Par Le Lutin d'Ecouves - 07-03-2011 11:20:41 - Aucun commentaire

 

Henrico Albicastro
environ 1660-1730


 

Pour une fois que les Suisses tenaient un compositeur de talent !

Longtemps, on a été sûr que Henrico Albiscastro était né en Suisse comme le musicien allemand Walther l'avait suggéré en 1732.

Le premier disque contenant des œuvres de ce célèbre Helvète  a même été édité il y a vingt ans dans le cadre de la célébration des 700 ans de l'existence du pays du gruyère et des banques accueillantes.
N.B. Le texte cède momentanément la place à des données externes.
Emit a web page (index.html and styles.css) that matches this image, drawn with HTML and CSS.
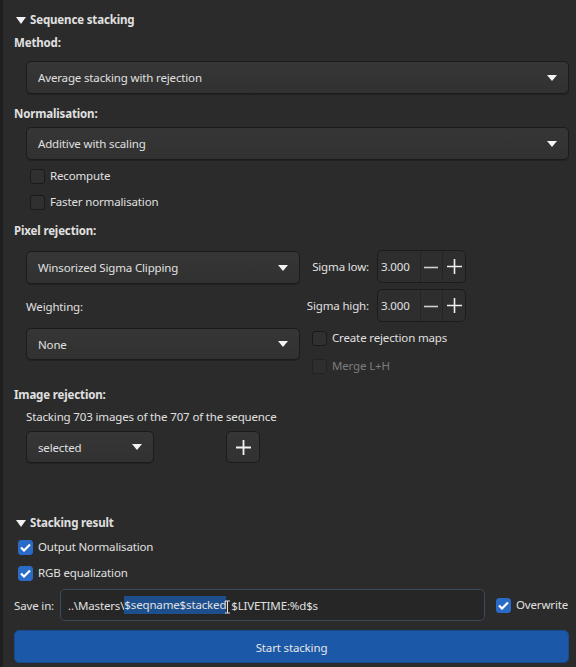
FILE: index.html
```html
<!DOCTYPE html>
<html lang="en">

<head>
    <meta charset="UTF-8">
    <title>Sequence stacking</title>
    <link rel="stylesheet" href="styles.css">
</head>

<body>
    <div class="page">
        <div class="section-head head-top"><span class="tri"></span>Sequence stacking</div>

        <div class="label bold lbl-method">Method:</div>
        <div class="combo combo-method"><span>Average stacking with rejection</span><span class="arrow"></span></div>

        <div class="label bold lbl-norm">Normalisation:</div>
        <div class="combo combo-norm"><span>Additive with scaling</span><span class="arrow"></span></div>

        <div class="check-row chk-recompute"><span class="box"></span>Recompute</div>
        <div class="check-row chk-faster"><span class="box"></span>Faster normalisation</div>

        <div class="label bold lbl-pixel">Pixel rejection:</div>

        <div class="reject-grid">
            <div class="reject-left">
                <div class="combo combo-algo"><span>Winsorized Sigma Clipping</span><span class="arrow"></span></div>
                <div class="label lbl-weight">Weighting:</div>
                <div class="combo combo-weight"><span>None</span><span class="arrow"></span></div>
            </div>
            <div class="reject-right">
                <div class="spin-row">
                    <span class="spin-label">Sigma low:</span>
                    <div class="spin">
                        <span class="spin-value">3.000</span>
                        <span class="spin-btn"><svg width="14" height="14" viewBox="0 0 14 14"><path d="M0 7.5h14" stroke="#cfcfcf" stroke-width="1.6"/></svg></span>
                        <span class="spin-btn"><svg width="15" height="15" viewBox="0 0 15 15"><path d="M0 7.5h15M7.5 0v15" stroke="#f0f0f0" stroke-width="1.6"/></svg></span>
                    </div>
                </div>
                <div class="spin-row spin-high">
                    <span class="spin-label">Sigma high:</span>
                    <div class="spin">
                        <span class="spin-value">3.000</span>
                        <span class="spin-btn"><svg width="14" height="14" viewBox="0 0 14 14"><path d="M0 7.5h14" stroke="#cfcfcf" stroke-width="1.6"/></svg></span>
                        <span class="spin-btn"><svg width="15" height="15" viewBox="0 0 15 15"><path d="M0 7.5h15M7.5 0v15" stroke="#f0f0f0" stroke-width="1.6"/></svg></span>
                    </div>
                </div>
                <div class="check-row chk-maps"><span class="box"></span>Create rejection maps</div>
                <div class="check-row chk-merge disabled"><span class="box"></span>Merge L+H</div>
            </div>
        </div>

        <div class="label bold lbl-image">Image rejection:</div>
        <div class="label lbl-count">Stacking 703 images of the 707 of the sequence</div>
        <div class="image-row">
            <div class="combo combo-select"><span>selected</span><span class="arrow"></span></div>
            <div class="plus-btn"><svg width="15" height="15" viewBox="0 0 15 15"><path d="M0 7.5h15M7.5 0v15" stroke="#f2f2f2" stroke-width="1.8"/></svg></div>
        </div>

        <div class="section-head head-result"><span class="tri"></span>Stacking result</div>
        <div class="check-row chk-output"><span class="box checked"><svg width="11" height="9" viewBox="0 0 11 9"><path d="M1 4.5l3 3 6-6" fill="none" stroke="#fff" stroke-width="2.2"/></svg></span>Output Normalisation</div>
        <div class="check-row chk-rgb"><span class="box checked"><svg width="11" height="9" viewBox="0 0 11 9"><path d="M1 4.5l3 3 6-6" fill="none" stroke="#fff" stroke-width="2.2"/></svg></span>RGB equalization</div>

        <div class="save-row">
            <span class="save-label">Save in:</span>
            <div class="entry">..\Masters\<span class="sel">$seqname$stacked</span><svg class="ibeam" width="7" height="14" viewBox="0 0 7 14"><path d="M1 1h5M3.5 1v12M1 13h5" stroke="#e6e6e6" stroke-width="1" fill="none"/></svg>$LIVETIME:%d$s</div>
            <div class="check-row chk-overwrite"><span class="box checked"><svg width="11" height="9" viewBox="0 0 11 9"><path d="M1 4.5l3 3 6-6" fill="none" stroke="#fff" stroke-width="2.2"/></svg></span>Overwrite</div>
        </div>

        <div class="start-btn">Start stacking</div>
    </div>
</body>

</html>
```

FILE: styles.css
```css
body {
    margin: 0;
    background: #2b2b2b;
    font-family: "Noto Sans", "Open Sans", sans-serif;
    font-size: 11.5px;
    letter-spacing: -0.15px;
    color: #e0e0e0;
}

.page {
    height: 667px;
    box-sizing: border-box;
    border-left: 3px solid #1f1f1f;
    padding: 0 7px 0 11px;
    overflow: hidden;
}

.label,
.section-head,
.check-row {
    height: 18px;
    line-height: 18px;
    white-space: nowrap;
}

.bold,
.section-head {
    font-weight: bold;
}

.section-head {
    display: flex;
    align-items: center;
}

.tri {
    width: 0;
    height: 0;
    border-left: 5px solid transparent;
    border-right: 5px solid transparent;
    border-top: 7px solid #f2f2f2;
    margin: 0 4px 0 2px;
}

.head-top { margin-top: 11px; }
.lbl-method { margin-top: 5px; }
.combo-method { margin-top: 9px; }
.lbl-norm { margin-top: 11px; }
.combo-norm { margin-top: 4px; }
.chk-recompute { margin-top: 7px; margin-left: 16px; }
.chk-faster { margin-top: 8px; margin-left: 16px; }
.lbl-pixel { margin-top: 11px; }

.combo {
    display: flex;
    align-items: center;
    justify-content: space-between;
    height: 33px;
    box-sizing: border-box;
    margin-left: 12px;
    padding: 0 11px 0 11px;
    background: linear-gradient(#363636, #313131);
    border: 1px solid #1b1b1b;
    border-radius: 5px;
    box-shadow: 0 1px 0 #222;
}

.arrow {
    width: 0;
    height: 0;
    border-left: 5.5px solid transparent;
    border-right: 5.5px solid transparent;
    border-top: 6px solid #f4f4f4;
}

/* pixel rejection block */
.reject-grid {
    display: flex;
    margin-top: 10px;
}

.reject-left {
    width: 286px;
}

.combo-algo { margin-top: 1px; }
.lbl-weight { margin-top: 14px; margin-left: 12px; }
.combo-weight { margin-top: 12px; height: 32px; }

.reject-right {
    flex: 1;
}

.spin-row {
    display: flex;
    align-items: center;
    height: 33px;
}

.spin-high { margin-top: 6px; }

.spin-label {
    width: 69px;
    text-align: right;
    margin-right: 8px;
}

.spin {
    display: flex;
    width: 89px;
    height: 33px;
    box-sizing: border-box;
    background: #2e2e2e;
    border: 1px solid #1c1c1c;
    border-radius: 5px;
}

.spin-value {
    width: 39px;
    padding-left: 3px;
    line-height: 31px;
    border-right: 1px solid #252525;
}

.spin-btn {
    width: 22px;
    display: flex;
    align-items: center;
    justify-content: center;
}

.spin-btn + .spin-btn {
    border-left: 1px solid #252525;
}

.chk-maps { margin-top: 7px; margin-left: 12px; }
.chk-merge { margin-top: 10px; margin-left: 12px; }

.check-row {
    display: flex;
    align-items: center;
}

.box {
    width: 15px;
    height: 15px;
    box-sizing: border-box;
    background: #303030;
    border: 1px solid #1a1a1a;
    border-radius: 3px;
    margin-right: 5px;
    display: flex;
    align-items: center;
    justify-content: center;
}

.box.checked {
    background: #2a6bc8;
    border-color: #2a6bc8;
}

.disabled {
    color: #7c7c7c;
}

.disabled .box {
    background: #2e2e2e;
    border-color: #222;
}

/* image rejection */
.lbl-image { margin-top: 11px; }
.lbl-count { margin-top: 4px; margin-left: 12px; }

.image-row {
    display: flex;
    margin-top: 5px;
}

.combo-select {
    width: 128px;
    height: 32px;
}

.plus-btn {
    width: 34px;
    height: 32px;
    box-sizing: border-box;
    margin-left: 72px;
    display: flex;
    align-items: center;
    justify-content: center;
    background: linear-gradient(#363636, #313131);
    border: 1px solid #1b1b1b;
    border-radius: 5px;
}

/* stacking result */
.head-result { margin-top: 51px; }
.chk-output { margin-top: 6px; margin-left: 4px; }
.chk-rgb { margin-top: 8px; margin-left: 4px; }

.save-row {
    display: flex;
    align-items: center;
    margin-top: 7px;
}

.save-label {
    width: 46px;
}

.entry {
    width: 425px;
    height: 32px;
    box-sizing: border-box;
    padding-left: 7px;
    display: flex;
    align-items: center;
    white-space: pre;
    background: #262626;
    border: 1px solid #3b4a5e;
    border-radius: 5px;
}

.sel {
    background: #1d4f8d;
    line-height: 18px;
}

.ibeam {
    margin: 4px 0 0 -2px;
}

.chk-overwrite {
    margin-left: 11px;
}

.start-btn {
    margin-top: 9px;
    height: 33px;
    line-height: 33px;
    text-align: center;
    background: #1b58a7;
    border: 1px solid #174b8e;
    border-radius: 5px;
    box-sizing: border-box;
    color: #e6e6e6;
}
```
Las, Walther avait avancé cette information sans preuve et des recherches récentes situent le lieu de naissance d'Albicastro en Bavière non loin de Weissenburg d'où son véritable nom : Johann Heinrich von Weissenburg.
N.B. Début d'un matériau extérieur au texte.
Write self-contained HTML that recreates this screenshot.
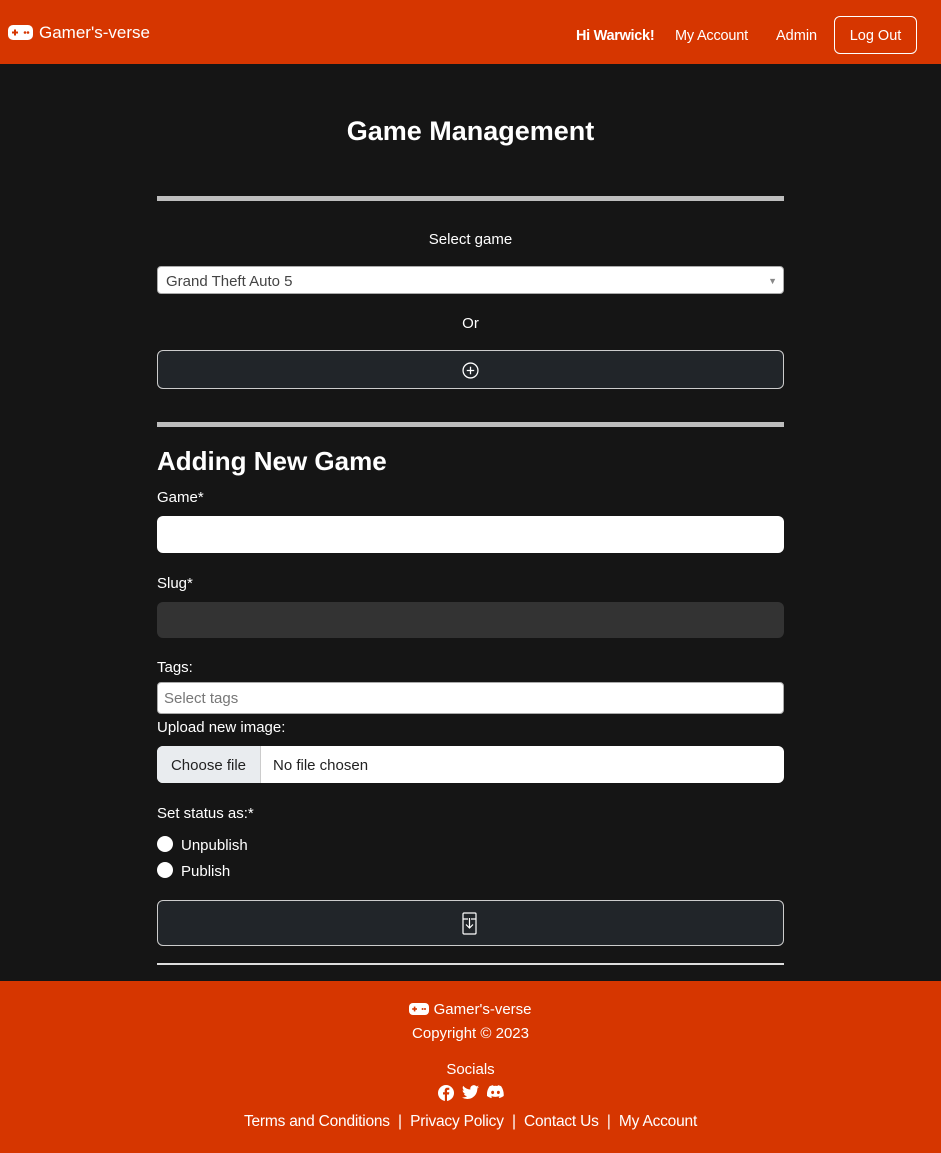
<!DOCTYPE html>
<html><head><style>
body{margin:0;background:#151515;font-family:"Liberation Sans",sans-serif;color:#fff;font-size:15px;width:941px;height:1153px;overflow:hidden;position:relative}
.a{position:absolute}
.nav{top:0;left:0;width:941px;height:64px;background:#d63600}
.c{left:157px;width:627px}
.ctr{text-align:center}
</style></head><body>
<div class="a nav">
 <svg class="a" style="left:8px;top:25px" width="25" height="15" viewBox="0 0 25 15"><rect x="0" y="0" width="25" height="15" rx="5" fill="#fff"/><rect x="4" y="6.5" width="6" height="2" fill="#d63600"/><rect x="6" y="4.5" width="2" height="6" fill="#d63600"/><circle cx="17" cy="7.5" r="1.3" fill="#d63600"/><circle cx="20" cy="7.5" r="1.3" fill="#d63600"/></svg>
 <div class="a" style="left:39px;top:23px;font-size:17px">Gamer's-verse</div>
 <div class="a" style="left:576px;top:28px;font-weight:bold;font-size:14.5px;letter-spacing:-0.3px">Hi Warwick!</div>
 <div class="a" style="left:675px;top:28px;font-size:14.5px;letter-spacing:-0.2px">My Account</div>
 <div class="a" style="left:776px;top:28px;font-size:14.5px">Admin</div>
 <div class="a" style="left:834px;top:16px;width:81px;height:36px;border:1px solid #fff;border-radius:6px;text-align:center;line-height:38px;font-size:14.5px">Log Out</div>
</div>
<div class="a c ctr" style="top:116px;font-size:27px;font-weight:bold">Game Management</div>
<div class="a c" style="top:196px;height:5px;background:#bdbdbd"></div>
<div class="a c ctr" style="top:231px">Select game</div>
<div class="a c" style="top:266px;height:28px;background:#fff;border:1px solid #aaa;border-radius:4px;box-sizing:border-box;color:#444;font-size:15px;line-height:29px;padding-left:8px">Grand Theft Auto 5<span style="position:absolute;right:6px;top:0;font-size:9px;color:#888">▼</span></div>
<div class="a c ctr" style="top:315px">Or</div>
<div class="a c" style="top:350px;height:39px;background:#212529;border:1px solid #ccc;border-radius:6px;box-sizing:border-box">
 <svg class="a" style="left:304px;top:11px" width="17" height="17" viewBox="0 0 16 16" fill="none" stroke="#fff" stroke-width="1.2"><circle cx="8" cy="8" r="7"/><path d="M8 4.5v7M4.5 8h7"/></svg>
</div>
<div class="a c" style="top:422px;height:5px;background:#bdbdbd"></div>
<div class="a c" style="top:446px;font-size:26px;font-weight:bold">Adding New Game</div>
<div class="a c" style="top:489px">Game*</div>
<div class="a c" style="top:516px;height:37px;background:#fff;border-radius:6px"></div>
<div class="a c" style="top:575px">Slug*</div>
<div class="a c" style="top:602px;height:36px;background:#333;border-radius:6px"></div>
<div class="a c" style="top:659px">Tags:</div>
<div class="a c" style="top:682px;height:32px;background:#fff;border:1px solid #aaa;border-radius:4px;box-sizing:border-box;color:#777;font-size:15px;line-height:31px;padding-left:6px">Select tags</div>
<div class="a c" style="top:719px">Upload new image:</div>
<div class="a c" style="top:746px;height:37px;background:#fff;border-radius:6px;overflow:hidden;color:#222;font-size:15px;line-height:39px">
 <span class="a" style="left:0;top:0;width:103px;height:37px;background:#e9ecef;border-right:1px solid #ccc;text-align:center">Choose file</span>
 <span class="a" style="left:116px">No file chosen</span>
</div>
<div class="a c" style="top:805px">Set status as:*</div>
<div class="a" style="left:157px;top:836px;width:16px;height:16px;border-radius:50%;background:#fff"></div>
<div class="a" style="left:181px;top:837px">Unpublish</div>
<div class="a" style="left:157px;top:862px;width:16px;height:16px;border-radius:50%;background:#fff"></div>
<div class="a" style="left:181px;top:863px">Publish</div>
<div class="a c" style="top:900px;height:46px;background:#212529;border:1px solid #ccc;border-radius:6px;box-sizing:border-box">
 <svg class="a" style="left:304px;top:11px" width="16" height="23" viewBox="0 0 16 23" fill="none" stroke="#fff" stroke-width="1.2"><rect x="1" y="1" width="13" height="21" rx="1"/><path d="M7.5 6v10M4 12.5l3.5 3.5 3.5-3.5M1 7h5M9 7h5"/></svg>
</div>
<div class="a c" style="top:963px;height:2px;background:#ddd"></div>
<div class="a" style="left:0;top:981px;width:941px;height:172px;background:#d63600;font-size:15px">
 <div class="a ctr" style="left:0;width:941px;top:20px"><svg width="20" height="12" viewBox="0 0 25 15" style="vertical-align:-1px"><rect width="25" height="15" rx="5" fill="#fff"/><rect x="4" y="6.5" width="6" height="2" fill="#d63600"/><rect x="6" y="4.5" width="2" height="6" fill="#d63600"/><circle cx="17" cy="7.5" r="1.3" fill="#d63600"/><circle cx="20" cy="7.5" r="1.3" fill="#d63600"/></svg> Gamer's-verse</div>
 <div class="a ctr" style="left:0;width:941px;top:44px">Copyright © 2023</div>
 <div class="a ctr" style="left:0;width:941px;top:80px">Socials</div>
 <div class="a" style="left:438px;top:104px;display:flex;gap:8px">
  <svg width="16" height="16" viewBox="0 0 16 16"><circle cx="8" cy="8" r="8" fill="#fff"/><path d="M9 16V9.5h2l.3-2.3H9V6c0-.7.2-1.1 1.1-1.1h1.2V2.8c-.3 0-1-.1-1.8-.1-1.7 0-2.8 1-2.8 2.9v1.6H5v2.3h1.9V16z" fill="#d63600"/></svg>
  <svg width="17" height="15" viewBox="0 0 16 14"><path d="M16 1.7a6.6 6.6 0 0 1-1.9.5A3.3 3.3 0 0 0 15.6.4a6.6 6.6 0 0 1-2.1.8A3.3 3.3 0 0 0 7.9 4.2 9.3 9.3 0 0 1 1.1.8a3.3 3.3 0 0 0 1 4.4 3.3 3.3 0 0 1-1.5-.4 3.3 3.3 0 0 0 2.6 3.2 3.3 3.3 0 0 1-1.5.1 3.3 3.3 0 0 0 3.1 2.3A6.6 6.6 0 0 1 0 11.7 9.3 9.3 0 0 0 5 13.1c6 0 9.4-5 9.4-9.4v-.4A6.7 6.7 0 0 0 16 1.7z" fill="#fff"/></svg>
  <svg width="17" height="14" viewBox="0 0 16 13"><path d="M13.5 1.1A13 13 0 0 0 10.3 0l-.4.8a12 12 0 0 0-3.8 0L5.7 0a13 13 0 0 0-3.3 1.1C.3 4.2-.3 7.3 0 10.3a13 13 0 0 0 4 2l.8-1.4a8 8 0 0 1-1.3-.6l.3-.2a9.4 9.4 0 0 0 8 0l.3.2a8 8 0 0 1-1.3.6l.9 1.4a13 13 0 0 0 4-2c.3-3.5-.6-6.5-2.4-9.2zM5.3 8.5c-.8 0-1.4-.7-1.4-1.6s.6-1.6 1.4-1.6 1.5.7 1.4 1.6c0 .9-.6 1.6-1.4 1.6zm5.4 0c-.8 0-1.4-.7-1.4-1.6s.6-1.6 1.4-1.6 1.5.7 1.4 1.6c0 .9-.6 1.6-1.4 1.6z" fill="#fff"/></svg>
 </div>
 <div class="a ctr" style="left:0;width:941px;top:132px;font-size:15.5px;letter-spacing:-0.2px">Terms and Conditions &nbsp;|&nbsp; Privacy Policy &nbsp;|&nbsp; Contact Us &nbsp;|&nbsp; My Account</div>
</div>
</body></html>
Le jeune Heinrich a poursuivi ses études musicales à Leyde aux Pays-Bas. Ensuite, il semble exercer divers emplois comme chef d'orchestre et musicien sans que l'on ait la moindre précision sur ce qu'il faisait vraiment mais c'est en 1708 que l'on retrouve vraiment sa trace comme... capitaine de cavalerie de l'armée néerlandaise.
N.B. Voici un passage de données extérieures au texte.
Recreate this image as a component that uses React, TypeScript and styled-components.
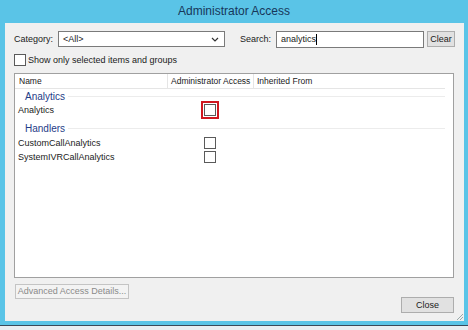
import React from 'react';
import styled, { createGlobalStyle } from 'styled-components';

const GlobalStyle = createGlobalStyle`
  html, body {
    margin: 0;
    padding: 0;
    width: 468px;
    height: 330px;
    overflow: hidden;
    background: #5ac4e7;
    font-family: "Liberation Sans", Arial, sans-serif;
    font-size: 9px;
    color: #1a1a1a;
  }
`;

const Frame = styled.div`
  width: 468px;
  height: 330px;
  display: flex;
  flex-direction: column;
  background: #5ac4e7;
`;

const TitleBar = styled.div`
  height: 23px;
  display: flex;
  align-items: center;
  justify-content: center;
  font-size: 12px;
  color: #17375a;
  box-sizing: border-box;
`;

const Client = styled.div`
  margin: 0 4px 0 5px;
  height: 299px;
  background: #f0f0f0;
  display: flex;
  flex-direction: column;
  padding: 8px 10px 0 9px;
  box-sizing: border-box;
  position: relative;
`;

const TopRow = styled.div`
  display: flex;
  align-items: center;
  height: 17px;
  white-space: nowrap;
`;

const Label = styled.span<{ $w: number }>`
  width: ${p => p.$w}px;
  flex: none;
`;

const Select = styled.div`
  width: 167px;
  height: 16px;
  flex: none;
  border: 1px solid #7a7a7a;
  background: #fff;
  display: flex;
  align-items: center;
  justify-content: space-between;
  padding: 0 5px 0 4px;
  box-sizing: border-box;
`;

const Gap = styled.div<{ $w: number }>`
  width: ${p => p.$w}px;
  flex: none;
`;

const SearchBox = styled.div`
  width: 148px;
  height: 17px;
  flex: none;
  border: 1px solid #7a7a7a;
  background: #fff;
  padding: 0 4px;
  box-sizing: border-box;
  display: flex;
  align-items: center;
`;

const Caret = styled.span`
  display: inline-block;
  width: 1px;
  height: 11px;
  background: #000;
`;

const SmallButton = styled.div`
  margin-left: 3px;
  width: 28px;
  height: 16px;
  flex: none;
  border: 1px solid #adadad;
  background: #e1e1e1;
  display: flex;
  align-items: center;
  justify-content: center;
  box-sizing: border-box;
`;

const CheckRow = styled.div`
  display: flex;
  align-items: center;
  margin-top: 6px;
  height: 12px;
`;

const CheckText = styled.span`
  margin-left: 2px;
`;

const Box = styled.div<{ $red?: boolean }>`
  width: 12px;
  height: 12px;
  border: 1px solid #5a5a5a;
  background: #fff;
  box-sizing: border-box;
  flex: none;
  ${p => p.$red ? 'outline: 2px solid #d0161f; outline-offset: 1px;' : ''}
`;

const List = styled.div`
  margin-top: 7px;
  width: 440px;
  height: 205px;
  border: 1px solid #a0a0a0;
  background: #fff;
  box-sizing: border-box;
  display: flex;
  flex-direction: column;
`;

const Header = styled.div`
  display: grid;
  grid-template-columns: 153px 86px 1fr;
  height: 14px;
  border-bottom: 1px solid #e5e5e5;
  flex: none;
  font-size: 8.5px;
  margin-right: 8px;
`;

const HeadCell = styled.div<{ $pad: number; $last?: boolean }>`
  display: flex;
  align-items: center;
  padding-left: ${p => p.$pad}px;
  border-right: ${p => p.$last ? 'none' : '1px solid #e5e5e5'};
  white-space: nowrap;
  overflow: hidden;
`;

const Group = styled.div<{ $h: number; $top: number }>`
  display: flex;
  align-items: center;
  height: ${p => p.$h}px;
  padding-top: ${p => p.$top}px;
  box-sizing: border-box;
  padding-left: 10px;
  color: #1e3c87;
  font-size: 10px;
  margin-right: 8px;
  flex: none;
  &::after {
    content: '';
    flex: 1;
    height: 1px;
    background: #ececec;
    margin-left: 3px;
  }
`;

const Row = styled.div<{ $h: number }>`
  display: grid;
  grid-template-columns: 153px 86px 1fr;
  height: ${p => p.$h}px;
  align-items: center;
  flex: none;
`;

const Cell = styled.div`
  padding-left: 3px;
  white-space: nowrap;
`;

const CheckCell = styled.div`
  display: flex;
  justify-content: center;
  padding-right: 2px;
`;

const AdvButton = styled.div`
  margin-top: 6px;
  margin-left: 1px;
  width: 114px;
  height: 15px;
  box-sizing: border-box;
  border: 1px solid #c4c4c4;
  background: #f3f3f3;
  color: #8a8a8a;
  display: flex;
  align-items: center;
  justify-content: center;
`;

const CloseRow = styled.div`
  display: flex;
  justify-content: flex-end;
  margin-top: -2px;
`;

const CloseButton = styled.div`
  width: 53px;
  height: 16px;
  box-sizing: border-box;
  border: 1px solid #adadad;
  background: #e1e1e1;
  display: flex;
  align-items: center;
  justify-content: center;
`;

const Grip = styled.svg`
  position: absolute;
  right: 0;
  bottom: 0;
`;

const Taskbar = styled.div`
  margin-top: 4px;
  height: 4px;
  background: #e9eef2;
  border-top: 1px solid #3a4a5a;
`;

const rows = [
  { group: 'Analytics', gh: 13, gt: 2, items: [{ name: 'Analytics', red: true, h: 16 }] },
  { group: 'Handlers', gh: 18, gt: 3, items: [{ name: 'CustomCallAnalytics', h: 14 }, { name: 'SystemIVRCallAnalytics', h: 14 }] },
];

const App = () => {
  return (
    <Frame>
      <GlobalStyle />
      <TitleBar>Administrator Access</TitleBar>
      <Client>
        <TopRow>
          <Gap $w={-1} />
          <Label $w={44}>Category:</Label>
          <Select>
            <span>&lt;All&gt;</span>
            <svg width="8" height="5" viewBox="0 0 8 5">
              <path d="M1 1 L4 4 L7 1" stroke="#333" strokeWidth="1.2" fill="none" />
            </svg>
          </Select>
          <Gap $w={15} />
          <Label $w={36}>Search:</Label>
          <SearchBox>analytics<Caret /></SearchBox>
          <SmallButton>Clear</SmallButton>
        </TopRow>
        <CheckRow>
          <Box />
          <CheckText>Show only selected items and groups</CheckText>
        </CheckRow>
        <List>
          <Header>
            <HeadCell $pad={4}>Name</HeadCell>
            <HeadCell $pad={3}>Administrator Access</HeadCell>
            <HeadCell $pad={3} $last>Inherited From</HeadCell>
          </Header>
          {rows.map(g => (
            <React.Fragment key={g.group}>
              <Group $h={g.gh} $top={g.gt}>{g.group}</Group>
              {g.items.map(it => (
                <Row key={it.name} $h={it.h}>
                  <Cell>{it.name}</Cell>
                  <CheckCell>
                    <Box $red={it.red} />
                  </CheckCell>
                  <div />
                </Row>
              ))}
            </React.Fragment>
          ))}
        </List>
        <AdvButton>Advanced Access Details...</AdvButton>
        <CloseRow>
          <CloseButton>Close</CloseButton>
        </CloseRow>
        <Grip width="10" height="10" viewBox="0 0 10 10">
          <path d="M9 3 L3 9 M9 6 L6 9" stroke="#9aa" strokeWidth="1" />
        </Grip>
      </Client>
      <Taskbar />
    </Frame>
  );
};

export default App;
Weissenburg était semble-t-il aussi habile avec son archet qu'avec son sabre car au moment de sa mort, il était considéré à l'égal de grands virtuoses du violon comme Biber.  

Mais au fait, pourquoi notre Bavarois émigré aux Pays-Bas est-il connu sous son nom italianisé en Henrico Albicastro (Weissenburg et Albicastro se traduisent en français par "château blanc")?
Eh bien, pour des raisons commerciales, chère madame. Le grand éditeur d'Amsterdam Etienne Roger qui avait imprimé le célébrissime opus V de Corelli qui contenait la fameuse Follia surfait sur la vague italienne, s'apercevant que ses partitions se vendaient mieux si les noms des compositeurs avaient des consonances transalpines.

Qu'à cela ne tienne, Weissenburg s'appellera Albicastro pour la postérité et sur les pages de titre de ses neuf opus parus à Amsterdam entre 1701 et 1706 où sa carrière militaire est d'ailleurs évoquée.

C'est dans sa dernière publication qu'Albicastro insèrera une Follia en douzième et dernière position à l'instar de Corelli.